A new briefing by Dr Virginie Le Masson and Lara Langston, How should the new international disaster framework address gender equality? argues that in spite of many international policy commitments to address gender inequality, such inequality remains pervasive.  Policies are not automatically followed through in practice.  The best grassroots practices do not necessarily influence policies.

Disasters can cause higher mortality rates for women than men. Women and girls are affected by gender-based violence before, during and after disasters.
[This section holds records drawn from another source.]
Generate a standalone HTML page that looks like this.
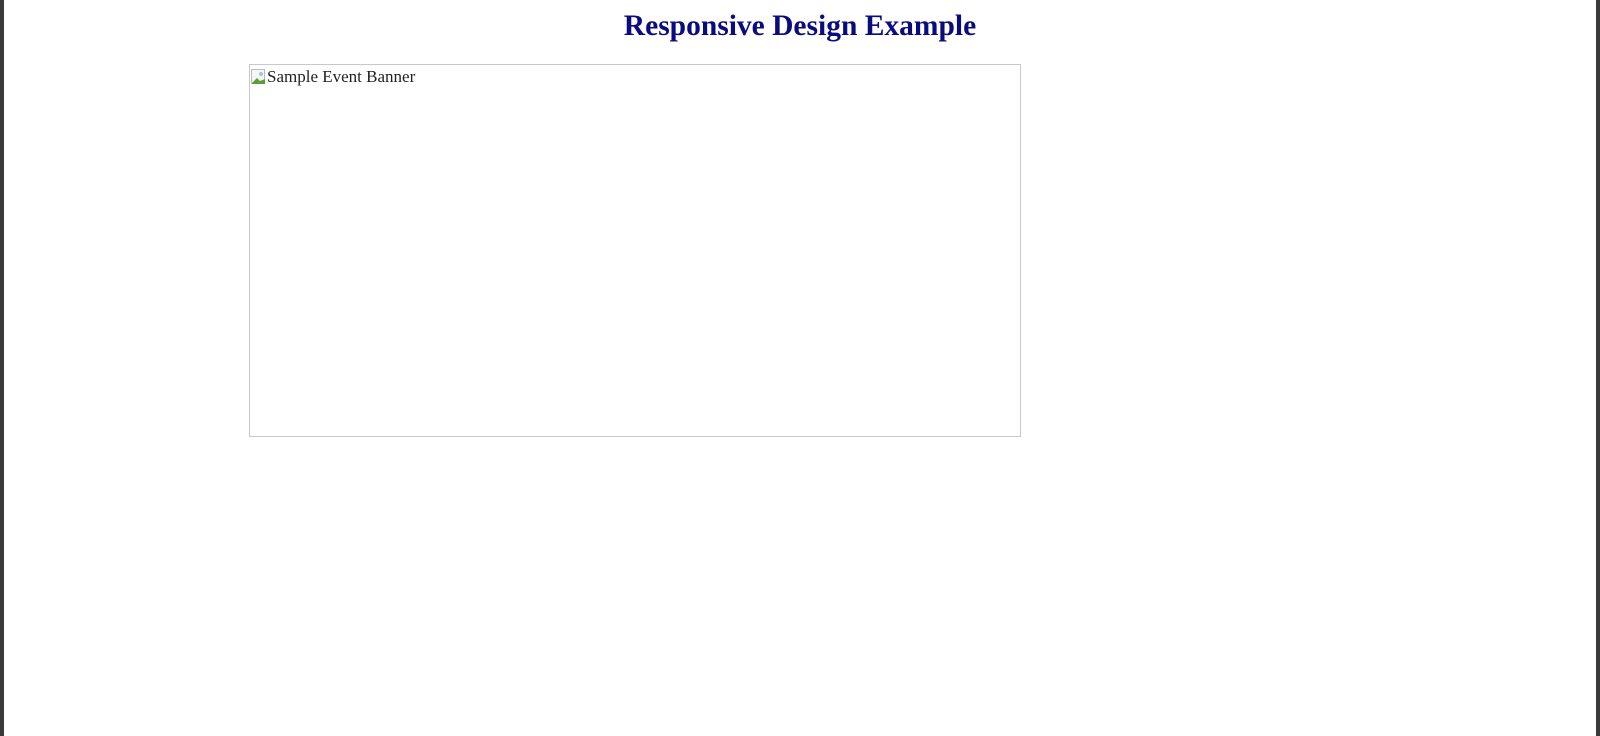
<!DOCTYPE html>
<html><head><meta charset="utf-8"><style>
html,body{margin:0;padding:0;width:1600px;height:736px;overflow:hidden;background:#fff;}
.lb{position:absolute;left:0;top:0;width:4px;height:736px;background:#3a3a3a;}
.rb{position:absolute;left:1596px;top:0;width:4px;height:736px;background:#3a3a3a;}
h1{position:absolute;left:20px;width:1560px;top:8px;margin:0;text-align:center;font:bold 29.5px "Liberation Serif",serif;color:#0b0b80;line-height:36px;}
.img{position:absolute;left:249px;top:64px;width:770px;height:371px;border:1px solid #c8c8c8;}
.alt{position:absolute;left:1px;top:2px;font:17px "Liberation Serif",serif;color:#222;white-space:nowrap;}
.ic{display:inline-block;width:16px;height:16px;vertical-align:-3px;position:relative;}
</style></head><body>
<div class="lb"></div><div class="rb"></div>
<h1>Responsive Design Example</h1>
<div class="img"><div class="alt"><span class="ic"><svg width="16" height="16"><rect x="0.5" y="0.5" width="13" height="14" fill="#f4f6f8" stroke="#bbb"/><path d="M1 14 L6 9 L9 12 L14 10 L14 15 L1 15Z" fill="#5a9e3a"/><circle cx="10" cy="5" r="2" fill="#9cc"/></svg></span>Sample Event Banner</div></div>
</body></html>
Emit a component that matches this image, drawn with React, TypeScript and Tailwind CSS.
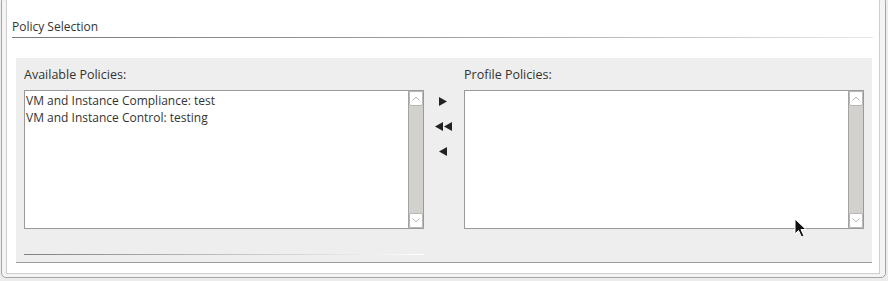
import React from "react";

const font = { fontFamily: '"Open Sans", "Noto Sans", sans-serif' };

function ScrollBar() {
  return (
    <div className="w-[15px] h-full flex flex-col bg-[#d3d1ce] border-l border-[#a3a3a3]">
      <div className="h-[15px] bg-white border border-[#b8b8b8] rounded-[2px] flex items-center justify-center">
        <svg width="8" height="5" viewBox="0 0 8 5">
          <path d="M0.5 4.5 L4 1 L7.5 4.5" fill="none" stroke="#b5b5b5" strokeWidth="1" />
        </svg>
      </div>
      <div className="flex-1" />
      <div className="h-[15px] bg-white border border-[#b8b8b8] rounded-[2px] flex items-center justify-center">
        <svg width="8" height="5" viewBox="0 0 8 5">
          <path d="M0.5 0.5 L4 4 L7.5 0.5" fill="none" stroke="#b5b5b5" strokeWidth="1" />
        </svg>
      </div>
    </div>
  );
}

function ListBox({ items }: { items: string[] }) {
  return (
    <div className="w-[400px] h-[139px] border border-[#9a9a9a] bg-white flex">
      <div className="flex-1 pl-px pt-[1px] text-[12px] leading-[17px] text-[#333]">
        {items.map((it) => (
          <div key={it}>{it}</div>
        ))}
      </div>
      <ScrollBar />
    </div>
  );
}

export default function App() {
  return (
    <div className="w-[888px] h-[281px] bg-[#ececec] overflow-hidden relative" style={font}>
      <div className="ml-px -mt-[3px] w-[885px] h-[281px] border border-[#a6a6a6] rounded-[5px] bg-[#f4f4f4] pl-[4px] pr-[5px] pb-[3px]">
        <div className="h-full border border-t-0 border-[#cdcdcd] bg-white pl-[5px] pr-[6px] pt-[21px]">
          <div className="text-[12px] leading-[16px] text-[#333] pb-[2px]">Policy Selection</div>
          <div className="h-px bg-gradient-to-r from-[#7a7a7a] via-[#a0a0a0] to-[#e8e8e8]" />
          <div className="mt-[20px] ml-[4px] mr-[1px] h-[205px] bg-[#eeeeee] border-b border-[#9c9c9c] pl-[8px] pt-[9px] flex">
            <div className="flex flex-col">
              <div className="text-[12.5px] leading-[16px] text-[#333] h-[23px]">Available Policies:</div>
              <ListBox items={["VM and Instance Compliance: test", "VM and Instance Control: testing"]} />
              <div className="mt-[25px] h-px w-[400px] bg-gradient-to-r from-[#808080] via-[#c0c0c0] to-white" />
            </div>
            <div className="w-[40px] flex flex-col items-center pt-[30px] gap-[16px]">
              <svg width="8" height="9" viewBox="0 0 8 9" className="ml-[-2px]">
                <path d="M0 0 L8 4.5 L0 9 Z" fill="#222" />
              </svg>
              <svg width="17" height="9" viewBox="0 0 17 9" className="ml-[-2px]">
                <path d="M0 4.5 L8 0 L8 9 Z M9 4.5 L17 0 L17 9 Z" fill="#222" />
              </svg>
              <svg width="8" height="9" viewBox="0 0 8 9" className="ml-[-2px]">
                <path d="M8 0 L0 4.5 L8 9 Z" fill="#222" />
              </svg>
            </div>
            <div className="flex flex-col">
              <div className="text-[12.5px] leading-[16px] text-[#333] h-[23px]">Profile Policies:</div>
              <ListBox items={[]} />
            </div>
          </div>
        </div>
      </div>
      <svg className="absolute left-[794px] top-[218px]" width="14" height="21" viewBox="0 0 14 21">
        <path d="M1 1 L1 16 L4.5 12.5 L7.5 19 L10 18 L7 11.5 L12 11.5 Z" fill="#111" stroke="#fff" strokeWidth="1" strokeLinejoin="round" />
      </svg>
    </div>
  );
}
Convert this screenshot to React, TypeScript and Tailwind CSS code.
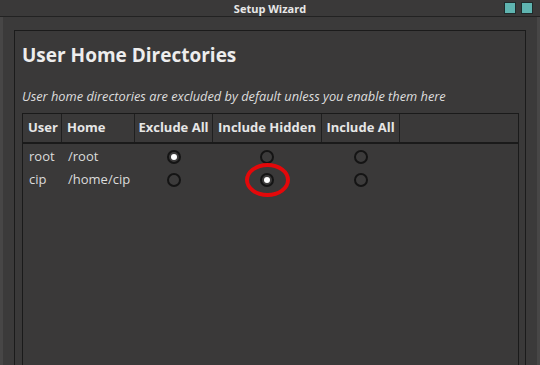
import React from 'react'

type Row = { user: string; home: string; choice: 0 | 1 | 2 }

const rows: Row[] = [
  { user: 'root', home: '/root', choice: 0 },
  { user: 'cip', home: '/home/cip', choice: 1 },
]

function Radio({ checked, marked }: { checked: boolean; marked?: boolean }) {
  return (
    <div className="relative flex items-center justify-center">
      <div className="w-[14px] h-[14px] rounded-full border-2 border-[#141414] bg-[#3c3b3b] flex items-center justify-center">
        {checked && <div className="w-[6px] h-[6px] rounded-full bg-white" />}
      </div>
      {marked && (
        <div className="absolute w-[45px] h-[34px] rounded-[50%] border-4 border-[#e4080a]" />
      )}
    </div>
  )
}

export default function App() {
  const cols = 'grid grid-cols-[39px_73px_78px_109px_78px_1fr]'

  return (
    <div
      className="w-[540px] h-[365px] flex flex-col overflow-hidden bg-[#3b3a3a] text-[#e4e4e4]"
      style={{ fontFamily: '"Open Sans", "Noto Sans", sans-serif' }}
    >
      {/* title bar */}
      <div className="h-[17px] grid grid-cols-[1fr_auto_1fr] items-center bg-[#3a3939] border-b border-[#222]">
        <div />
        <div className="text-[11px] font-bold leading-none text-[#e8e8e8]">Setup Wizard</div>
        <div className="flex justify-end gap-[5px] pr-[7px]">
          <div className="w-[12px] h-[12px] bg-[#5fb4b0] border border-[#1f2b2b]" />
          <div className="w-[12px] h-[12px] bg-[#5fb4b0] border border-[#1f2b2b]" />
        </div>
      </div>

      <div className="flex-1 flex flex-col pt-[13px] px-[11px] border-l-[3px] border-r-[3px] border-[#474646] bg-[#3b3a3a]">
        <div className="flex-1 flex flex-col border border-[#1b1b1b] border-b-0 bg-[#3a3939] pl-[7px] pr-[6px] pt-[12px]">
          <h1 className="text-[19px] leading-[24px] font-bold text-[#ededed]">User Home Directories</h1>
          <p className="mt-[20px] text-[12.8px] leading-[18px] italic text-[#dedede]">
            User home directories are excluded by default unless you enable them here
          </p>

          <div className="mt-[8px] flex-1 flex flex-col border border-[#1a1a1a] border-b-0">
            <div className={`${cols} h-[30px] border-b-2 border-[#1a1a1a] text-[13px] font-bold text-[#e6e6e6]`}>
              {['User', 'Home', 'Exclude All', 'Include Hidden', 'Include All', ''].map((h, i) => (
                <div
                  key={i}
                  className={`flex items-center ${i < 2 ? 'pl-[5px]' : 'justify-center'} ${i < 5 ? 'border-r border-[#1f1f1f]' : ''}`}
                >
                  {h}
                </div>
              ))}
            </div>

            <div className="pt-[1px]">
              {rows.map((r) => (
                <div key={r.user} className={`${cols} h-[23px] text-[13px] text-[#dcdcdc]`}>
                  <div className="flex items-center pl-[6px]">{r.user}</div>
                  <div className="flex items-center pl-[6px]">{r.home}</div>
                  <div className="flex items-center justify-center pr-[1px]">
                    <Radio checked={r.choice === 0} />
                  </div>
                  <div className="flex items-center justify-center pr-[1px]">
                    <Radio checked={r.choice === 1} marked={r.choice === 1} />
                  </div>
                  <div className="flex items-center justify-center">
                    <Radio checked={r.choice === 2} />
                  </div>
                  <div />
                </div>
              ))}
            </div>
          </div>
        </div>
      </div>
    </div>
  )
}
Disasters also exacerbate the wage gap between men and women, and among women of different ethnicities – as shown, for example, after Hurricane Katrina in 2005.

The world’s governments are due to agree the second Hyogo Framework for Action in 2015 in Sendai, Japan.  The HFA2 will include specific governmental commitments on monitoring and evaluation. According to Dr Le Masson and Ms Langston, this provides an important opportunity to mainstream gender equality effectively in disaster risk reduction (DRR).

For this to happen, say the authors, policy-makers should not simply see women and girls as a homogenous, vulnerable group. They must recognise and empower existing grassroots activities where both women and men, girls and boys, have distinct roles and capacities. Such a gender-sensitive approach will enhance communities’ capacities to deal with disaster risks.

There is a real opportunity to enable strong, gender-sensitive approaches that are already working effectively at the grassroots to flourish and grow,” said Dr Le Masson. “The mid-term review of the HFA emphasises that external institutions should facilitate – rather than control – the development of disaster risk reduction (DRR) practices from the bottom-up. Governments must act on this finding when they develop the next international disaster reduction framework”.

HFA2 should also learn from the mistakes of the first Hyogo Framework period, when many governments and organisations assumed that gender equality was achieved in their countries, when in practice, it was not.

The HFA2 should require independent institutions to monitor and evaluate DRR practice, rather than governments themselves. National monitoring processes should better reflect grassroots DRR practices, and should systematically collect gender-disaggregated data of disaster losses, vulnerabilities and capacities,” said Dr Le Masson.

Sam Bickersteth, Chief Executive of CDKN, said: “On this International Women’s Day, we recognise the importance of women as leaders in their communities, organisations and countries, in coping with climate disasters. They are reducing disaster risks, and securing the resources to make disaster risk reduction more effective in the future.”